Return the earliest possible day where all seeds are blooming.

Constraints:

  • n == plantTime.length == growTime.length
  • 1 <= n <= 10**5
  • 1 <= plantTime[i], growTime[i] <= 10**4

https://leetcode.com/problems/earliest-possible-day-of-full-bloom/

Examples

Example 1
Input: plantTime = [1,4,3], growTime = [2,3,1]
Output: 9
Explanation: The grayed out pots represent planting days, colored pots represent growing days, and the flower represents the day it blooms.
One optimal way is:
On day 0, plant the 0th seed. The seed grows for 2 full days and blooms on day 3.
On days 1, 2, 3, and 4, plant the 1st seed. The seed grows for 3 full days and blooms on day 8.
On days 5, 6, and 7, plant the 2nd seed. The seed grows for 1 full day and blooms on day 9.
Thus, on day 9, all the seeds are blooming.
Example 2
Input: plantTime = [1,2,3,2], growTime = [2,1,2,1]
Output: 9
Explanation: The grayed out pots represent planting days, colored pots represent growing days, and the flower represents the day it blooms.
One optimal way is:
On day 1, plant the 0th seed. The seed grows for 2 full days and blooms on day 4.
On days 0 and 3, plant the 1st seed. The seed grows for 1 full day and blooms on day 5.
On days 2, 4, and 5, plant the 2nd seed.

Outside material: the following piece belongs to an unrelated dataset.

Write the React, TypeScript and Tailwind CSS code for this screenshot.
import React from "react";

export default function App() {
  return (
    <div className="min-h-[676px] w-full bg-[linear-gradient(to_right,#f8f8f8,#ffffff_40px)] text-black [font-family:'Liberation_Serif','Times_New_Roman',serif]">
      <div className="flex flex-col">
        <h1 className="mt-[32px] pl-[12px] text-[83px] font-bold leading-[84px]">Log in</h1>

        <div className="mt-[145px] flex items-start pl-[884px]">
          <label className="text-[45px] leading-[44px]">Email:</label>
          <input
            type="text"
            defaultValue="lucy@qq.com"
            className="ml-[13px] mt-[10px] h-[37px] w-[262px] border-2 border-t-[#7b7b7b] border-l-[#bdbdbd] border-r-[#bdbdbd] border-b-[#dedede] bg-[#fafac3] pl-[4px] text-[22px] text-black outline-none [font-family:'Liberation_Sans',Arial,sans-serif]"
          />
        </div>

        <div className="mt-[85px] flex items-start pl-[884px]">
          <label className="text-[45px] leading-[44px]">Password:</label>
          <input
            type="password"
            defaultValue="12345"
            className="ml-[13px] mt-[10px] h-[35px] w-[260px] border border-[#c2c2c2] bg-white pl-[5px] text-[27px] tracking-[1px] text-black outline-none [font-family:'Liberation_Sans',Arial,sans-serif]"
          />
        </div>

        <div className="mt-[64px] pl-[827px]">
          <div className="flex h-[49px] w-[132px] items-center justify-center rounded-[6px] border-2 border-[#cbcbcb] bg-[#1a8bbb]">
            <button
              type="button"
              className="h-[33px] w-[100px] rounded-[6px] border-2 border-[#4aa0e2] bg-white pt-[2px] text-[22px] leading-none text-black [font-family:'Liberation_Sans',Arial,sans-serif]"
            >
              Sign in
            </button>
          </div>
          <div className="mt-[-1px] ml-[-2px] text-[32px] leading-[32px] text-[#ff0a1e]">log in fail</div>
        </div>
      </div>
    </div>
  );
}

The seed grows for 2 full days and blooms on day 8.
On days 6 and 7, plant the 3rd seed. The seed grows for 1 full day and blooms on day 9.
Thus, on day 9, all the seeds are blooming.
Example 3
Input: plantTime = [1], growTime = [1]
Output: 2
Explanation: On day 0, plant the 0th seed. The seed grows for 1 full day and blooms on day 2.
Thus, on day 2, all the seeds are blooming.

Analysis

The first step is to sort the array. The sorting is based on the grow time from longer to shorter. The result of the sort is indices since both plant and grow time pair is used to calculate the bloom time. The next step is greedily calculate the bloom time using plant time and grow time. The plat time should not be overlapped, so simply add up the plant time. The time to bloom is current plant time so far plus grow time. Update the maximum of bloom time so far comparing the sum of current plant time so far and grow time. In the end, the answer is the maximum bloom time.

Solution

class EarliestPossibleDayOfFullBloom:
    def earliestFullBloom(self, plantTime: List[int], growTime: List[int]) -> int:
        cur_time, max_time = 0, 0
        order = sorted(range(len(plantTime)), key=lambda x: -growTime[x])
        for x in order:
            cur_time += plantTime[x]
            max_time = max(max_time, cur_time + growTime[x])
        return max_time

Complexities

  • Time: O(n*log(n))
  • Space: O(1)